World Rainforest Movement

WTO: will corporate interest prevail over forest conservation?

When the 1992 Earth Summit took place, it seemed as though governments had finally recognized that the world’s environment was in trouble and that something needed to be done to save it. A number of important conventions were agreed upon regarding biodiversity, desertificaction and climate change, while forest conservation was taken up by the UN Commission on Sustainable Development. Although economic interest was present in all those processes, it seemed to be in relative balance with environmental concerns. But now the World Trade Organization has taken over the scenario and -unless opposition shows sufficient strength- will wipe out all the positive -though weak- steps taken during the past seven years for the protection of the environment.

Regarding forests, the WTO has become the chosen arena to protect corporations’ interest threatened by environmental rules. Some few powerful corporations have managed to introduce their agenda by means of some few powerful governments. Their message is clear: if forest protection implies less profits, then it must be declared illegal. Corporate interest must prevail and current national and international environmental legislation will be considered as anti-“free” trade and subject to reprisals.

The corporate agenda includes the elimination of a number of “barriers to trade” in forest products. Those so-called barriers are tools that countries use to either protect their economy or the environment, or both. For instance, import and export tariffs increase forest products’ prices and therefore lead to less consumption. Although cleary insufficient to address current overconsumption patterns, this is good for forests and bad for corporations. They are thus proposing further tariff reductions on forest products.
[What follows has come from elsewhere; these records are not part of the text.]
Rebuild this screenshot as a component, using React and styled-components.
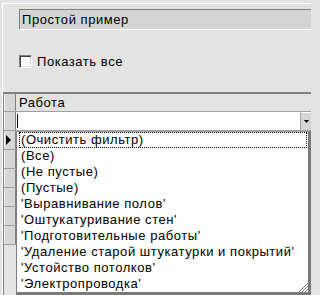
import React from "react";
import styled, { createGlobalStyle } from "styled-components";

const Global = createGlobalStyle`
  html, body { margin: 0; padding: 0; background: #e3e3e3; }
  body {
    font-family: "Liberation Sans", Arial, sans-serif;
    font-size: 13px;
    letter-spacing: 0.55px;
    color: #000;
  }
`;

const Screen = styled.div`
  position: relative;
  width: 311px;
  height: 295px;
  overflow: hidden;
  background: #e3e3e3;
  padding-top: 3px;
  padding-left: 2px;
  box-sizing: border-box;
`;

const Panel = styled.div`
  border-top: 1px solid #ffffff;
  border-left: 1px solid #ffffff;
  height: 100%;
  box-sizing: border-box;
  display: flex;
  flex-direction: column;
`;

const TitleBox = styled.div`
  margin: 5px 0 0 16px;
  height: 21px;
  box-sizing: border-box;
  border-top: 1px solid #808080;
  border-left: 1px solid #808080;
  border-bottom: 1px solid #ffffff;
  background: #d4d4d4;
  padding-left: 2px;
  line-height: 19px;
  white-space: nowrap;
`;

const CheckRow = styled.label`
  margin: 25px 0 0 16px;
  height: 13px;
  display: flex;
  align-items: center;
  gap: 5px;
  line-height: 13px;
`;

const CheckBox = styled.span`
  width: 13px;
  height: 13px;
  box-sizing: border-box;
  background: #ffffff;
  border-top: 1px solid #808080;
  border-left: 1px solid #808080;
  border-right: 1px solid #ffffff;
  border-bottom: 1px solid #ffffff;
  box-shadow: inset 1px 1px 0 #404040, inset -1px -1px 0 #dcdcdc;
`;

const Grid = styled.div`
  margin-top: 24px;
  flex: 1;
  border-top: 2px solid #808080;
  border-left: 1px solid #808080;
  display: flex;
  flex-direction: column;
`;

const Row = styled.div`
  display: flex;
  height: ${(p) => p.$h}px;
  box-sizing: border-box;
  border-bottom: 1px solid #a0a0a0;
  background: ${(p) => (p.$white ? "#ffffff" : "#e3e3e3")};
`;

const Indicator = styled.div`
  width: 12px;
  flex: none;
  box-sizing: border-box;
  background: #d6d6d6;
  border-left: 1px solid #f4f4f4;
  border-right: 1px solid #808080;
  display: flex;
  align-items: center;
  justify-content: flex-start;
  padding-left: 1px;
`;

const HeaderCell = styled.div`
  flex: 1;
  padding-left: 3px;
  line-height: 17px;
  white-space: nowrap;
`;

const FilterCell = styled.div`
  flex: 1;
  display: flex;
  align-items: center;
  background: #ffffff;
  padding-left: 1px;
`;

const Caret = styled.span`
  width: 1px;
  height: 14px;
  background: #000;
`;

const DropButton = styled.div`
  width: 11px;
  flex: none;
  margin: 1px 0 0 0;
  box-sizing: border-box;
  background: #d4d4d4;
  border-left: 1px solid #a0a0a0;
  display: flex;
  align-items: center;
  justify-content: center;
`;

const List = styled.div`
  position: absolute;
  left: 16px;
  top: 131px;
  right: 0;
  bottom: 0;
  box-sizing: border-box;
  background: #ffffff;
  border-top: 1px solid #a0a0a0;
  border-left: 1px solid #808080;
  border-right: 3px solid #7a7a7a;
  border-bottom: 3px solid #7a7a7a;
`;

const Item = styled.div`
  height: 16px;
  box-sizing: border-box;
  margin: 0 1px 0 2px;
  padding-left: 1px;
  border: 1px dotted ${(p) => (p.$focus ? "#000" : "transparent")};
  line-height: 14px;
  white-space: nowrap;
`;

const Grip = styled.svg`
  position: absolute;
  right: 0;
  bottom: 0;
`;

const items = [
  "(Очистить фильтр)",
  "(Все)",
  "(Не пустые)",
  "(Пустые)",
  "'Выравнивание полов'",
  "'Оштукатуривание стен'",
  "'Подготовительные работы'",
  "'Удаление старой штукатурки и покрытий'",
  "'Устойство потолков'",
  "'Электропроводка'",
];

export default function App() {
  return (
    <>
      <Global />
      <Screen>
        <Panel>
          <TitleBox>Простой пример</TitleBox>
          <CheckRow>
            <CheckBox />
            Показать все
          </CheckRow>
          <Grid>
            <Row $h={18}>
              <Indicator />
              <HeaderCell>Работа</HeaderCell>
            </Row>
            <Row $h={19} $white>
              <Indicator />
              <FilterCell>
                <Caret />
              </FilterCell>
              <DropButton>
                <svg width="5" height="3" viewBox="0 0 5 3">
                  <polygon points="0,0 5,0 2.5,3" fill="#000" />
                </svg>
              </DropButton>
            </Row>
            {[0, 1, 2, 3, 4, 5].map((i) => (
              <Row key={i} $h={19} $white>
                <Indicator>
                  {i === 0 && (
                    <svg width="6" height="10" viewBox="0 0 6 10">
                      <polygon points="0,0 5,5 0,10" fill="#000" />
                    </svg>
                  )}
                </Indicator>
              </Row>
            ))}
          </Grid>
        </Panel>
        <List>
          {items.map((t, i) => (
            <Item key={i} $focus={i === 0}>
              {t}
            </Item>
          ))}
          <Grip width="11" height="11" viewBox="0 0 11 11">
            {[2, 5, 8].map((o) => (
              <g key={o}>
                <line x1={11} y1={o} x2={o} y2={11} stroke="#808080" strokeWidth="1" />
                <line x1={11} y1={o + 1} x2={o + 1} y2={11} stroke="#ffffff" strokeWidth="1" />
              </g>
            ))}
          </Grip>
        </List>
      </Screen>
    </>
  );
}
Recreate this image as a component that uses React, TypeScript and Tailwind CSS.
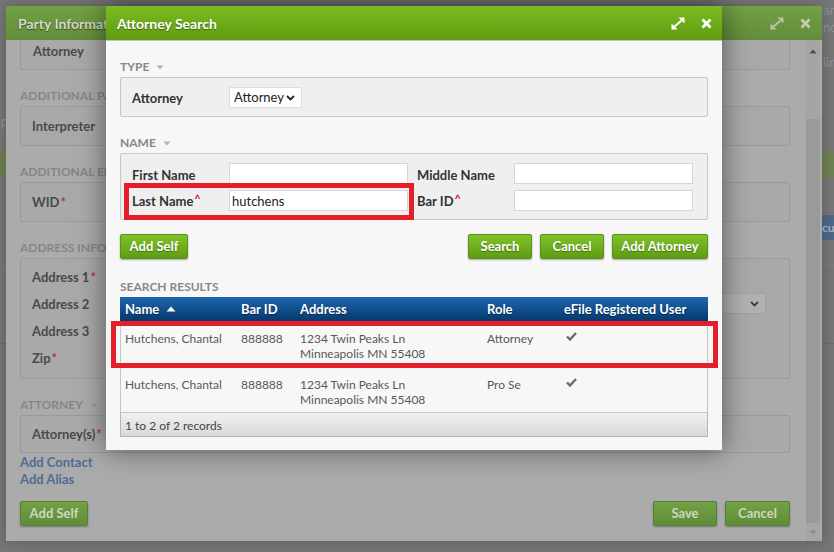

There are also a number of measures which governments use to protect forests, such as import or export quotas, or even log export bans, which result in less logging. Again, these measures are good for forests and bad for corporations. Their proposal is therefore that these should be considered as “non-tariff measures” against free trade and should be banned. Even certification schemes and legislation requiring recycling and waste recovery could be seen as barriers to free trade and considered illegal.

All the above -and much more- will be put forward in the coming ministerial conference which will take place next month in Seattle, USA, amid strong opposition from thousands of civil society representatives coming from all over the world to make their voices heard. The struggle will not be against trade in itself, but against the prevailance of corporate interest over the interest of peoples and their environment. People and nature are not mere “resources” for the achievement of profits regardless of the consequences to the local and global environment. Forests are not stands of timber waiting to be logged to increase corporations’ profitability. They are the home of many peoples, the habitat of countless animal and plant species, a crucial element for climate stability, for ensuring fresh water supplies, for the conservation of soils. Their conservation must therefore prevail over corporations’ economic profits. This is the message which will be present outside the meeting rooms and in the streets of Seattle. Government delegates will have to hear -whether they like it or not- the voice of the peoples. The future of humanity is at stake and they will have to define whose interests to defend: their peoples and nature or corporations and environmental destruction.